Following are the files details:

job.properties:

nameNode=maprfs:///
jobTracker=maprfs:///
queueName=nitin
EXEC=execution.jar
ozie.libpath=${nameNode}/user/oozie/share/lib
oozie.use.system.libpath=true

oozie.wf.application.path=maprfs:/dev/user/oozieTest

workflow.xml

<?xml version="1.0" encoding="UTF-8" standalone="yes" ?>
<workflow-app name="test" xmlns="uri:oozie:workflow:0.4">
    <start to="first" />
    <action name="first">
        <shell xmlns="uri:oozie:shell-action:0.1">
            <job-tracker>${jobTracker}</job-tracker>
            <name-node>${nameNode}</name-node>
            <configuration>
                <property>
                    <name>mapred.job.queue.name</name>
                    <value>${queueName}</value>
                </property>
                </configuration>
            <exec>script</exec>
        <argument>-type mine</argument>
        <argument>-cfg config.cfg</argument>
            <file>script</file>
            <file>${EXEC}#${EXEC}</file>
            <file>config.cfg</file>
            <file>first.jar#first.jar</file>
            <file>second.jar#second.jar</file>
        </shell>
        <ok to="end" />
        <error to="fail" />
    </action>
    <kill name="fail">
        <message>Workflow failed, error message[${wf:errorMessage(wf:lastErrorNode())}]</message>
    </kill>
    <end name="end" />
</workflow-app>

script:

#!/bin/bash
#get the user who executed the script
EXECUTING_USER="user1"

# get start time

NOW=$(date +"%T")

#get the host name

HOST="$HOSTNAME"

ARGUMENTSTRING="$@ -user user1 -startTime $NOW"
echo "Passing the following arguments : $ARGUMENTSTRING"

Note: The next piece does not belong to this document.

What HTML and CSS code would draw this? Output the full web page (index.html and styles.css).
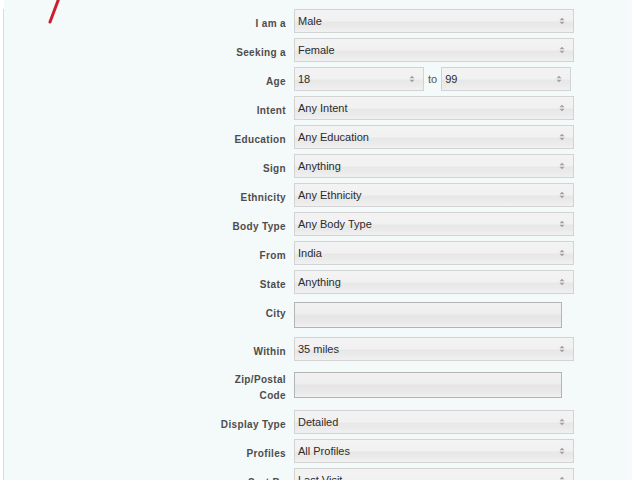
FILE: index.html
```html
<!DOCTYPE html>
<html lang="en">
<head>
  <meta charset="UTF-8">
  <title>Search</title>
  <link rel="stylesheet" href="styles.css">
</head>
<body>
  <div class="page">
    <!-- trazo rojo del logo, recortado arriba -->
    <svg class="logo-stroke" width="20" height="26" viewBox="0 0 20 26">
      <line x1="15" y1="-2" x2="6" y2="22" stroke="#cc1f2d" stroke-width="3" stroke-linecap="round"/>
    </svg>

    <form class="search-form">
      <div class="row">
        <label>I am a</label>
        <select><option>Male</option></select>
      </div>
      <div class="row">
        <label>Seeking a</label>
        <select><option>Female</option></select>
      </div>
      <div class="row">
        <label>Age</label>
        <select class="small"><option>18</option></select>
        <span class="to">to</span>
        <select class="small"><option>99</option></select>
      </div>
      <div class="row">
        <label>Intent</label>
        <select><option>Any Intent</option></select>
      </div>
      <div class="row">
        <label>Education</label>
        <select><option>Any Education</option></select>
      </div>
      <div class="row">
        <label>Sign</label>
        <select><option>Anything</option></select>
      </div>
      <div class="row">
        <label>Ethnicity</label>
        <select><option>Any Ethnicity</option></select>
      </div>
      <div class="row">
        <label>Body Type</label>
        <select><option>Any Body Type</option></select>
      </div>
      <div class="row">
        <label>From</label>
        <select><option>India</option></select>
      </div>
      <div class="row">
        <label>State</label>
        <select><option>Anything</option></select>
      </div>
      <div class="row">
        <label>City</label>
        <input type="text" class="city">
      </div>
      <div class="row">
        <label>Within</label>
        <select><option>35 miles</option></select>
      </div>
      <div class="row">
        <label class="two-lines">Zip/Postal<br>Code</label>
        <input type="text" class="zip">
      </div>
      <div class="row">
        <label>Display Type</label>
        <select><option>Detailed</option></select>
      </div>
      <div class="row">
        <label>Profiles</label>
        <select><option>All Profiles</option></select>
      </div>
      <div class="row">
        <label>Sort By</label>
        <select><option>Last Visit</option></select>
      </div>
    </form>
  </div>
</body>
</html>
```

FILE: styles.css
```css
html, body {
  margin: 0;
  padding: 0;
  background-color: #fff;
  height: 100%;
  overflow: hidden;
}
/* Panel gris azulado que ocupa casi todo el ancho */
.page {
  position: relative;
  margin-left: 3px;
  margin-right: 5px;
  height: 100%;
  background-color: #f4f9fa;
  border-left: 1px solid #dcdcdc;
  box-shadow: 5px 0 0 #f7f9fb;
}
/* el borde izquierdo empieza un poco mas abajo */
.page::before {
  content: "";
  position: absolute;
  top: 0;
  left: -1px;
  width: 1px;
  height: 9px;
  background-color: #fff;
}
.logo-stroke {
  position: absolute;
  top: 0;
  left: 40px;
}
/* Formulario de busqueda */
.search-form {
  padding-top: 9px;
  font-family: "Liberation Sans", Arial, sans-serif;
}
.row {
  display: flex;
  align-items: flex-start;
  margin-bottom: 5px;
}
.row label {
  width: 282px;
  flex-shrink: 0;
  margin-right: 8px;
  padding-top: 7px;
  text-align: right;
  font-size: 10px;
  font-weight: bold;
  line-height: 16px;
  letter-spacing: 0.35px;
  color: #4d4d4d;
}
.row label.two-lines {
  padding-top: 6px;
  padding-bottom: 1px;
}
select {
  -webkit-appearance: none;
  appearance: none;
  box-sizing: border-box;
  width: 280px;
  height: 24px;
  margin: 0;
  padding: 0 20px 0 3px;
  border: 1px solid #d3d3d3;
  border-radius: 0;
  font-family: "Liberation Sans", Arial, sans-serif;
  font-size: 11px;
  color: #2b2b2b;
  background-color: #eee;
  background-image:
    url("data:image/svg+xml,%3Csvg xmlns='http://www.w3.org/2000/svg' width='6' height='8'%3E%3Cpath d='M0.5 3.2 L3 0.8 L5.5 3.2Z M0.5 4.8 L3 7.2 L5.5 4.8Z' fill='%23a0a0a0'/%3E%3C/svg%3E"),
    linear-gradient(#f3f3f3 0%, #f1f1f1 50%, #e7e7e7 55%, #ebebeb 80%, #f1f1f1 100%);
  background-repeat: no-repeat, no-repeat;
  background-position: right 8px center, 0 0;
}
select.small {
  width: 130px;
}
.to {
  margin: 0 4px;
  padding-top: 6px;
  font-size: 11px;
  line-height: 13px;
  color: #555;
}
input[type="text"] {
  box-sizing: border-box;
  width: 268px;
  height: 26px;
  margin: 0;
  padding: 0 3px;
  border: 1px solid #b4b4b4;
  border-radius: 0;
  font-family: "Liberation Sans", Arial, sans-serif;
  font-size: 11px;
  background-image: linear-gradient(#f1f1f1 0%, #eeeeee 45%, #e6e6e6 50%, #e9e9e9 80%, #f0f0f0 100%);
}
input.city {
  margin-top: 3px;
  margin-bottom: 4px;
}
input.zip {
  margin-top: 6px;
}
```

java -cp execution.jar com.hadoop.test.Main "$ARGUMENTSTRING"

exit $?

I am taking first.jar in my execution.jar file from /tmp/jars directory, reason is this directory will not create any permission issue to oozie workflow user.

Any direction/suggestions will be really helpful.

My question in nut shell:

  • I want to execute a script in oozie shell action node.
  • Script which gets executed from oozie shell action node will run a java program
  • That java program based upon the arguments will run the first.jar or second.jar

回答1:

I would suggest you to somehow shift the dependency out of shell script into java code and run it using the oozie java action node, which will simplify the process to good extend.

Incase if running the Java jar from oozie shell action node is your last option, then we shall very well do that, but it is little bit complicated as for as I know.

Main concerns are,

  • Any Oozie action can not refer contents on local file system of the node, where it can refer only the contents on HDFS
  • The Java binary command can only refer files on local file system.

So follow the below steps which might help you to co-ordinate what you expect.

  1. Place your Jar file on HDFS
  2. Pass the HDFS absolute path of the Jar as an argument to the shell script.
  3. From the shell script , copy the Jar from HDFS to local on the node , where the action is running, on a fixed location (may be /tmp as you preferred) using copyToLocal cmd.
  4. Invoke the Jar file using the Java command on that node
  5. On completion if any output produced by the Jar file to be conveyed to next action, then copy that output files from local to HDFS from the shell script using copyFromLocal.